Sementara itu, menurut Kepala subbagian Pembinaan Fungsi (Kasubag Binfung) RS Bhayangkara Kalimantan Tengah, Susanta Imelda, fasilitas rawat inap yang disediakan untuk merawat pasien Covid-19 hanya bisa menampung 40 orang. Sarana dan prasarana, seperti tempat tidur pun masih butuh tambahan.
"Memang rumah sakit kami masih terbilang kecil dan kurang mumpuni. Jadi, masih perlu tambahan dan diperlebar lagi," ujar Susanta saat dihubungi, Rabu (22/7).
Terkait tenaga medis, laboratorium PCR RS Bhayangkara juga hanya menambah satu orang dokter mikrobiologi. Tenaga analis yang ada juga hanya enam orang.
Meski begitu, laboratorium PCR tersebut ikut berperan menurunkan risiko kematian karena Covid-19 di Kalimantan Tengah, dari status hight risk menjadi medium risk. Jumlah deteksi dini penularan juga dinyatakan semakin cepat.

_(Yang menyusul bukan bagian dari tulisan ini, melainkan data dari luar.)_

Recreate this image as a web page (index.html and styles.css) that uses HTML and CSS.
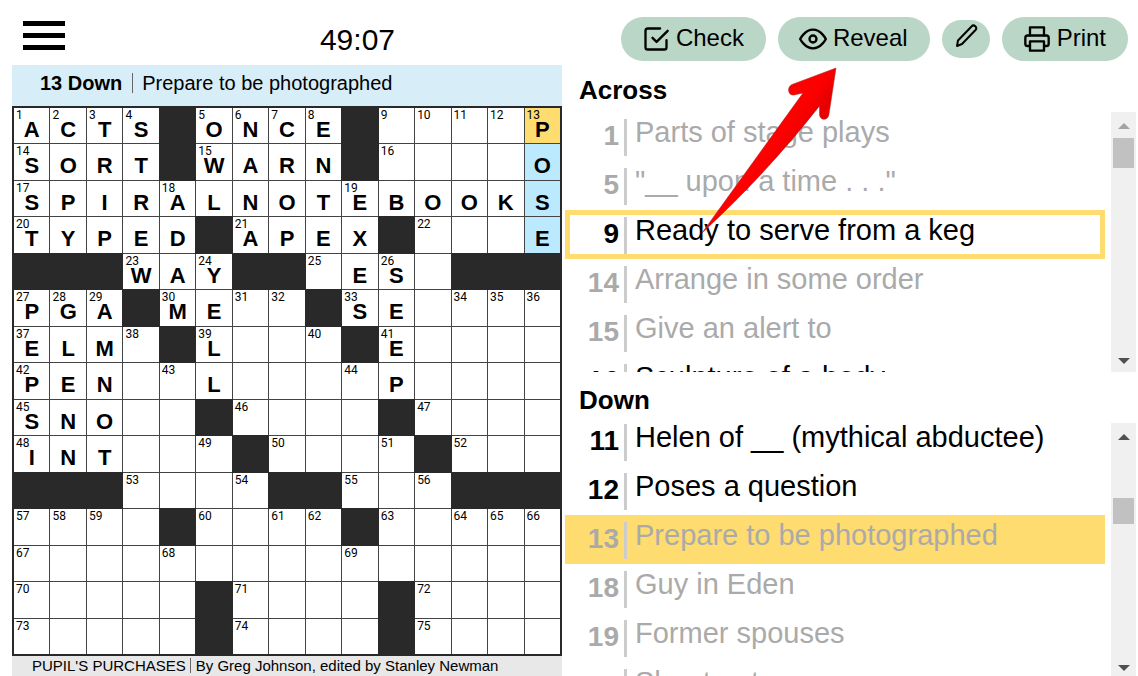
FILE: index.html
```html
<!DOCTYPE html>
<html lang="en">
<head>
<meta charset="utf-8">
<title>Crossword</title>
<link rel="stylesheet" href="styles.css">
</head>
<body>
<main class="app">
  <section class="board">
    <header class="board-head">
      <button class="menu" type="button" aria-label="Menu"><span class="bar"></span><span class="bar"></span><span class="bar"></span></button>
      <time class="timer">49:07</time>
    </header>
    <div class="current"><strong>13 Down</strong><span class="rule"></span><span>Prepare to be photographed</span></div>
    <div class="grid" id="grid"></div>
    <footer class="credits"><span>PUPIL'S PURCHASES</span><span class="rule"></span><span>By Greg Johnson, edited by Stanley Newman</span></footer>
  </section>

  <section class="side">
    <nav class="tools">
      <button class="tool" type="button">
        <svg class="icon" viewBox="0 0 24 24"><path d="M15.500 3H5a2 2 0 0 0-2 2v14a2 2 0 0 0 2 2h14a2 2 0 0 0 2-2v-6"/><path d="M9 11l3.500 3.500L22 5"/></svg>
        <span>Check</span>
      </button>
      <button class="tool" type="button">
        <svg class="icon" viewBox="0 0 24 24"><path d="M1 12s4-8 11-8 11 8 11 8-4 8-11 8S1 12 1 12z"/><circle cx="12" cy="12" r="3"/></svg>
        <span>Reveal</span>
      </button>
      <button class="tool tool-small" type="button" aria-label="Pencil">
        <svg class="icon icon-small" viewBox="0 0 24 24"><path d="M17.500 2.500a2.500 2.500 0 0 1 4 3.500L8 20l-5 2 1-5.500z"/></svg>
      </button>
      <button class="tool" type="button">
        <svg class="icon" viewBox="0 0 24 24"><path d="M6 9V2h12v7"/><path d="M6 18H4a2 2 0 0 1-2-2v-5a2 2 0 0 1 2-2h16a2 2 0 0 1 2 2v5a2 2 0 0 1-2 2h-2"/><path d="M6 14h12v8H6z"/></svg>
        <span>Print</span>
      </button>
    </nav>

    <h2 class="title title-across">Across</h2>
    <div class="pane pane-across">
      <ul class="clues">
        <li class="clue solved"><b class="num">1</b><span class="text">Parts of stage plays</span></li>
        <li class="clue solved"><b class="num">5</b><span class="text">"__ upon a time . . ."</span></li>
        <li class="clue crossing"><b class="num">9</b><span class="text">Ready to serve from a keg</span></li>
        <li class="clue solved"><b class="num">14</b><span class="text">Arrange in some order</span></li>
        <li class="clue solved"><b class="num">15</b><span class="text">Give an alert to</span></li>
        <li class="clue"><b class="num">16</b><span class="text">Sculpture of a body</span></li>
      </ul>
      <div class="track track-top"><span class="arrow up dim"></span><span class="thumb"></span><span class="arrow down"></span></div>
    </div>

    <h2 class="title title-down">Down</h2>
    <div class="pane pane-down">
      <ul class="clues clues-scrolled">
        <li class="clue"><b class="num">11</b><span class="text">Helen of __ (mythical abductee)</span></li>
        <li class="clue"><b class="num">12</b><span class="text">Poses a question</span></li>
        <li class="clue solved active"><b class="num">13</b><span class="text">Prepare to be photographed</span></li>
        <li class="clue solved"><b class="num">18</b><span class="text">Guy in Eden</span></li>
        <li class="clue solved"><b class="num">19</b><span class="text">Former spouses</span></li>
        <li class="clue solved"><b class="num">24</b><span class="text">Shout out</span></li>
      </ul>
      <div class="track track-middle"><span class="arrow up"></span><span class="thumb"></span><span class="arrow down"></span></div>
    </div>
    <svg class="pointer" viewBox="0 0 140 172">
      <defs><linearGradient id="red" gradientUnits="userSpaceOnUse" x1="88" y1="50" x2="108" y2="64"><stop offset="0" stop-color="#ff0000"/><stop offset="0.450" stop-color="#fb0000"/><stop offset="1" stop-color="#e60000"/></linearGradient></defs>
      <path fill="url(#red)" stroke="#a52020" stroke-width="0.500" d="M136 4L92 20.500C86.500 23 88 32 94 31L103 29Q53 98 2 169Q68 108 119.500 42V50C119.500 57 128.500 57 129 50Z"/>
    </svg>
  </section>
</main>
<script src="grid.js"></script>
</body>
</html>
```
FILE: styles.css
```css
* { box-sizing: border-box; }
body {
  margin: 0;
  background: #fff;
  color: #000;
  font-family: "Liberation Sans", Arial, sans-serif;
}
button { border: 0; padding: 0; color: inherit; font: inherit; cursor: pointer; }

.app {
  display: grid;
  grid-template-columns: 550fr 576fr;
  height: 100vh;
  padding-left: 12px;
  overflow: hidden;
}

.board { display: flex; flex-direction: column; min-width: 0; }
.board-head {
  display: flex;
  justify-content: space-between;
  align-items: flex-start;
  height: 65px;
  padding: 21px 167px 0 11px;
}
.menu { display: flex; flex-direction: column; gap: 7px; background: none; }
.bar { width: 42px; height: 5px; background: #000; }
.timer { font-size: 30px; line-height: 38px; }

.current {
  display: flex;
  align-items: center;
  height: 41px;
  padding: 0 28px 5px;
  background: #d7eef8;
  font-size: 20px;
}
.rule { width: 1px; background: #666; }
.current .rule { height: 20px; margin: 0 9px 0 10px; }

.grid {
  display: grid;
  grid-template-columns: repeat(15, 1fr);
  grid-template-rows: repeat(15, 1fr);
  gap: 1px;
  aspect-ratio: 1;
  border: 2px solid #292929;
  background: #444;
}
.cell { position: relative; display: flex; justify-content: center; min-width: 0; min-height: 0; background: #fff; }
.block { background: #292929; outline: 1px solid #292929; }
.word { background: #bbeaff; }
.cursor { background: #fedc70; }
.cell-num {
  position: absolute;
  top: 1px;
  left: 2px;
  font: 12px/12px Roboto, sans-serif;
}
.letter { padding-top: 14px; font-size: 22px; line-height: 16px; font-weight: bold; }

.credits {
  display: flex;
  flex: 1;
  align-items: center;
  padding: 0 0 2px 20px;
  background: #e8e8e8;
  font-size: 15px;
}
.credits .rule { height: 15px; margin: 0 5px 0 4px; }

.side { position: relative; display: flex; flex-direction: column; min-width: 0; padding-right: 2px; }
.tools {
  display: flex;
  justify-content: flex-end;
  align-items: center;
  gap: 12px;
  height: 61px;
  padding: 17px 8px 0 0;
}
.tool {
  display: flex;
  align-items: center;
  gap: 6px;
  height: 44px;
  padding: 0 22px 0 21px;
  border-radius: 22px;
  background: #bad6c7;
  font-size: 24px;
  line-height: 26px;
}
.tool span { padding-bottom: 2px; }
.tool-small { height: 38px; padding: 0 12px 6px; border-radius: 19px; }
.icon {
  width: 28px;
  height: 28px;
  fill: none;
  stroke: #000;
  stroke-width: 2;
  stroke-linecap: round;
  stroke-linejoin: round;
}
.icon-small { width: 24px; height: 24px; }

.title { margin: 0; padding-left: 17px; font-size: 26px; line-height: 30px; }
.title-across { height: 51px; padding-top: 14px; }
.title-down { height: 51px; padding-top: 13px; }

.pane { display: flex; min-height: 0; overflow: hidden; }
.pane-across { flex: 260 1 0; }
.pane-down { flex: 253 1 0; }
.clues { flex: 1; min-width: 0; margin: 0 6px 0 3px; padding: 0; list-style: none; }
.clues-scrolled { margin-top: -6px; }
.clue { display: flex; height: 49px; padding: 7px 0 5px; font-size: 29px; }
.num {
  width: 62px;
  padding-right: 5px;
  border-right: 3px solid #ccc;
  text-align: right;
  font-size: 28px;
  line-height: 33px;
}
.text { padding-left: 8px; line-height: 27px; white-space: nowrap; }
.solved { color: #aaa; }
.crossing { box-shadow: inset 0 0 0 5px #fedc70; }
.active { background: #fedc70; }

.track {
  display: flex;
  flex-direction: column;
  align-items: center;
  width: 25px;
  padding: 11px 0 8px;
  background: #f0f0f0;
}
.arrow { border: 6px solid transparent; border-top-width: 0; border-bottom: 6px solid #505050; }
.down { margin-top: auto; border-top: 6px solid #505050; border-bottom-width: 0; }
.dim { border-bottom-color: #a3a3a3; }
.thumb { width: 21px; height: 30px; margin-top: 9px; background: #c1c1c1; }
.track-middle .thumb { height: 26px; margin-top: 58px; }
.track-middle { padding-bottom: 5px; }

.pointer { position: absolute; top: 64px; left: 138px; width: 140px; height: 172px; pointer-events: none; }
```
FILE: grid.js
```js
// '#' is a block, '.' an empty square, a letter a filled square
const rows = [
  'ACTS#ONCE#....P',
  'SORT#WARN#....O',
  'SPIRALNOTEBOOKS',
  'TYPED#APEX#...E',
  '###WAY##.ES.###',
  'PGA#ME..#SE....',
  'ELM.#L...#E....',
  'PEN..L....P....',
  'SNO..#....#....',
  'INT...#....#...',
  '###....##...###',
  '....#....#.....',
  '...............',
  '.....#....#....',
  '.....#....#....'
];
const open = (r, c) => rows[r] !== undefined && rows[r][c] !== undefined && rows[r][c] !== '#';
const grid = document.getElementById('grid');
let next = 1;

function add(parent, className, text) {
  const el = document.createElement('span');
  el.className = className;
  el.textContent = text;
  parent.append(el);
  return el;
}

rows.forEach((row, r) => [...row].forEach((ch, c) => {
  const cell = add(grid, 'cell', '');
  if (ch === '#') { cell.classList.add('block'); return; }
  if (c === 14 && r < 4) cell.classList.add(r === 0 ? 'cursor' : 'word');
  const startsAcross = !open(r, c - 1) && open(r, c + 1);
  const startsDown = !open(r - 1, c) && open(r + 1, c);
  if (startsAcross || startsDown) add(cell, 'cell-num', next++);
  if (ch !== '.') add(cell, 'letter', ch);
}));
```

Dengan adanya laboratorium PCR milik Polda Kalimantan Tengah, Maghoni berharap, nantinya bisa membantu kekurangan yang ada. "Kalau itu mempercepat dan membantu penanganan Covid-19 ya lebih bagus lagi. Jadi itu sangat dihargai, rumah sakit satelit ada seperti itu kita sangat senang," katanya.